Bestandskunden, die mehr als 50.000 Euro auf ihrem Giro- oder Extra-Konto haben, will die ING ab Juli anschreiben und über das bevorstehende Verwahrentgelt informieren. Einfach so einführen darf die Bank die Strafzinsen bei Bestandskunden zwar nicht, doch wer dem neuen Verwahrentgelt nach der schriftlichen Information nicht zustimmt, dürfte auf kurz oder lang eine Kündigung von der ING erhalten. Nach Angaben des Finanzinstituts lagern aktuell bei etwa acht Prozent der 9,5 Millionen Kundinnen und Kunden Beträge von mehr als 50.000 Euro auf den Konten. Umgerechnet sind also rund 760.000 Kunden direkt vom neuen Verwahrentgelt betroffen. Sie müssen sich schon jetzt darauf einstellen, zeitnah über den neuen Negativzins informiert zu werden.
Banken geben EZB-Gebühren an Kunden weiter
Nick Jue, Vorstandsvorsitzender der ING in Deutschland, sagte am Montag in Frankfurt: „Wir haben uns diese Entscheidung nicht leicht gemacht.“ Schließlich sei man in den vergangenen Jahren zu einer der größten und beliebtesten Banken in Deutschland gewachsen. „Bislang haben wir die Kosten, die durch sinkende Zinsmargen und den negativen Einlagenzins der EZB entstehen, durch unser bestehendes Produktportfolio weitgehend ausgleichen können. Allerdings steigen die Einlagen weiter, auch weil viele Wettbewerber bereits ein Verwahrentgelt für Privatkunden eingeführt haben.“
Hintergrund: Geschäftsbanken wie die ING müssen aktuell 0,5 Prozent an Zinsen zahlen, wenn sie nicht benötigtes Geld bei der Europäischen Zentralbank (EZB) parken. Diese Kosten geben immer mehr Banken ab einem gewissen auf den Konten lagernden Betrag an ihre Kunden weiter. Immer häufiger liegt der Freibetrag auf Girokonten bei 25.000 Euro und auf Tagesgeldkonten bei 50.000 Euro. Teilweise aber auch deutlich darunter.
Tipp: Aktien- und ETFs handeln
Der ING-Vorstand rät betroffenen Kunden, nicht benötigtes Geld lieber in Aktien oder ETF-Sparpläne zu investieren, statt es auf einem Giro- oder Tagesgeldkonto zu lagern. „Im aktuellen Zins- und Inflationsumfeld gibt es mit Wertpapieren gute Möglichkeiten, Geld breit gestreut, langfristig und kostengünstig anzulegen. Deshalb haben wir gesagt: Wir machen das Wertpapiersparen so einfach wie das Tagesgeldsparen – das heißt, flexibel und ohne Kaufgebühren“, so Jue weiter. ETF-Sparpläne kosten bei der ING seit April keine Kaufgebühren.

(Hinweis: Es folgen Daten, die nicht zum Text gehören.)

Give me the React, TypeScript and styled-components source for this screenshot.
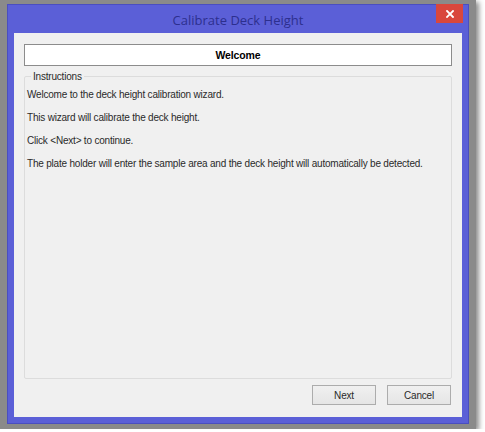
import styled, { createGlobalStyle } from 'styled-components';

const GlobalStyle = createGlobalStyle`
  html, body {
    margin: 0;
    padding: 0;
    background: #ffffff;
  }
  body {
    font-family: "Liberation Sans", Arial, sans-serif;
  }
`;

const lines = [
  'Welcome to the deck height calibration wizard.',
  'This wizard will calibrate the deck height.',
  'Click <Next> to continue.',
  'The plate holder will enter the sample area and the deck height will automatically be detected.',
];

export default function App() {
  return (
    <>
      <GlobalStyle />
      <Backdrop>
        <Window>
          <TitleBar>
            <Title>Calibrate Deck Height</Title>
            <CloseButton aria-label='Close'>
              <svg width='8' height='8' viewBox='0 0 8 8'>
                <path d='M1 1 L7 7 M7 1 L1 7' stroke='#ffffff' strokeWidth='1.8' strokeLinecap='square' />
              </svg>
            </CloseButton>
          </TitleBar>

          <Client>
            <Header>Welcome</Header>

            <GroupBox>
              <Legend>Instructions</Legend>
              {lines.map((line) => (
                <Line key={line}>{line}</Line>
              ))}
            </GroupBox>

            <ButtonRow>
              <DialogButton>Next</DialogButton>
              <DialogButton>Cancel</DialogButton>
            </ButtonRow>
          </Client>
        </Window>
      </Backdrop>
    </>
  );
}

const Backdrop = styled.div`
  width: 476px;
  height: 429px;
  box-sizing: border-box;
  padding: 4px 7px 5px 7px;
  background: #8a8a8a;
  box-shadow: 3px 2px 5px rgba(0, 0, 0, 0.45);
`;

const Window = styled.div`
  height: 100%;
  box-sizing: border-box;
  background: #5b5fd7;
  border: 1px solid #4a4ec0;
  padding: 0 6px 6px 6px;
  display: flex;
  flex-direction: column;
`;

const TitleBar = styled.div`
  height: 28px;
  display: flex;
  align-items: center;
  justify-content: center;
  position: relative;
`;

const Title = styled.div`
  font-family: "Open Sans", "Segoe UI", sans-serif;
  font-size: 13px;
  color: #2d2f8e;
  padding-top: 1px;
`;

const CloseButton = styled.div`
  position: absolute;
  right: -1px;
  top: -1px;
  width: 27px;
  height: 19px;
  background: #d9473d;
  display: flex;
  align-items: center;
  justify-content: center;
`;

const Client = styled.div`
  flex: 1;
  background: #f0f0f0;
  padding: 11px 10px 12px 10px;
  display: flex;
  flex-direction: column;
`;

const Header = styled.div`
  height: 22px;
  box-sizing: border-box;
  border: 1px solid #8c8c8c;
  background: #ffffff;
  display: flex;
  align-items: center;
  justify-content: center;
  font-size: 10.5px;
  font-weight: bold;
  letter-spacing: -0.1px;
  color: #000;
`;

const GroupBox = styled.fieldset`
  flex: 1;
  margin: 5px 0 0 0;
  padding: 6px 0 0 2px;
  border: 1px solid #dcdcdc;
  border-radius: 2px;
  min-width: 0;
`;

const Legend = styled.legend`
  font-size: 10px;
  letter-spacing: -0.2px;
  color: #2a2a2a;
  padding: 0 2px;
  margin-left: 4px;
`;

const Line = styled.div`
  font-size: 10px;
  letter-spacing: -0.2px;
  color: #2a2a2a;
  line-height: 13px;
  margin-bottom: 10px;
  white-space: nowrap;
`;

const ButtonRow = styled.div`
  display: flex;
  justify-content: flex-end;
  gap: 11px;
  margin-top: 6px;
  padding-right: 1px;
`;

const DialogButton = styled.div`
  width: 64px;
  height: 20px;
  box-sizing: border-box;
  border: 1px solid #acacac;
  background: linear-gradient(#f0f0f0, #e5e5e5);
  display: flex;
  align-items: center;
  justify-content: center;
  font-size: 10px;
  letter-spacing: -0.2px;
  color: #2a2a2a;
`;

Beliebt sind in Deutschland seit einigen Monaten auch sogenannte Neo-Broker wie Trade Republic oder Just Trade. Dort ist es möglich, zu geringen Kosten über eine Smartphone-App mit Aktien zu handeln oder in ETFs zu investieren. Hier bei inside digital findest du einen Vergleich der bekanntesten Neo-Broker. Doch Vorsicht: Auch hier drohen teilweise Strafzinsen, wenn Geld zu lange nicht investiert, sondern nur geparkt wird.